The black officers, who spoke on condition that they not be identified for fear that they would be “isolated and ostracized,” said they were deeply offended by what they interpreted as an endorsement of the South African government’s policy of racial separation, or apartheid. Some of the officers also contend they had seen white officers wearing swastika rings while on duty, but that could not be confirmed.
One officer said mounting the South Africa badge on the vehicle was “tantamount to driving around in a Jewish neighborhood with a swastika on the car.” He added that Jewish people “wouldn’t tolerate that and we shouldn’t either.”
The car is used by homicide detectives in the course of their investigations.
The officer said that Mayor Tom Bradley and black City Council members should “do something” about what he described as racist activities by “a great many” members of the Police Department. Bradley’s office said he was unavailable for comment. Also unavailable were City Councilmen Nate Holden, Robert Farrell and Gilbert Lindsay, the council’s black members.
The black officers said they have not taken their complaints to police officials because similar complaints in the past have brought no action.
Cmdr. William Booth, the LAPD’s chief press officer, said Friday that if the officers know of such incidents, “it is their duty” to bring them to the attention of police officials or the department’s Internal Affairs Division.
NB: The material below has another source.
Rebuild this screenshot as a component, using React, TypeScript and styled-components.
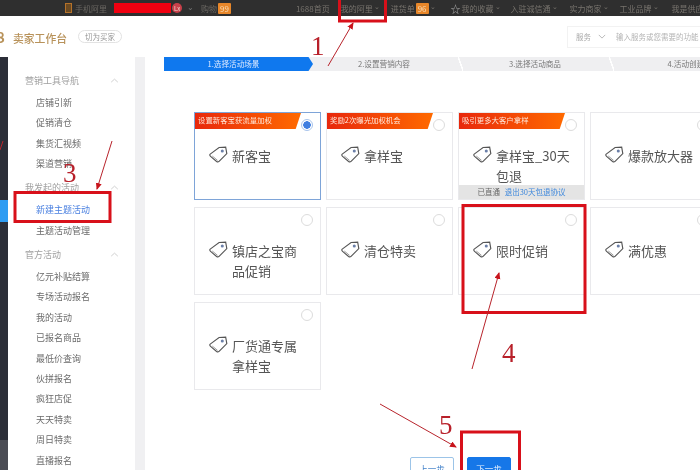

No such complaints have been lodged, he said.
“Personally, I don’t think a flag of South Africa provokes the same kind of revulsion around the world as a swastika,” Booth said of the car emblem. “Nevertheless, it does show a lack of sensitivity, especially in a community where you know the sensitivity is there.”
Badge Removed
Booth confirmed the black officers’ assertion that the emblem was removed from a police car Aug. 3 during a dedication ceremony for a suite of South Bureau homicide offices and a police substation inside the Baldwin Hills-Crenshaw Plaza shopping mall. High-ranking police and city officials attended the dedication. Booth said police supervisors had noticed the emblem and ordered it removed.
Later, Booth said, someone “very unwisely and very dumb” put the badge back on the car, in violation of LAPD rules against “decorating” city property without the approval of the City Council.
A Times reporter and a photographer saw the badge on a late-model brown Chevrolet Caprice on Thursday while it was parked in a “Police Only” spot in a public parking lot at the mall. The car was still there but the badge was gone 90 minutes later when a television crew arrived to film it, a member of the crew later said.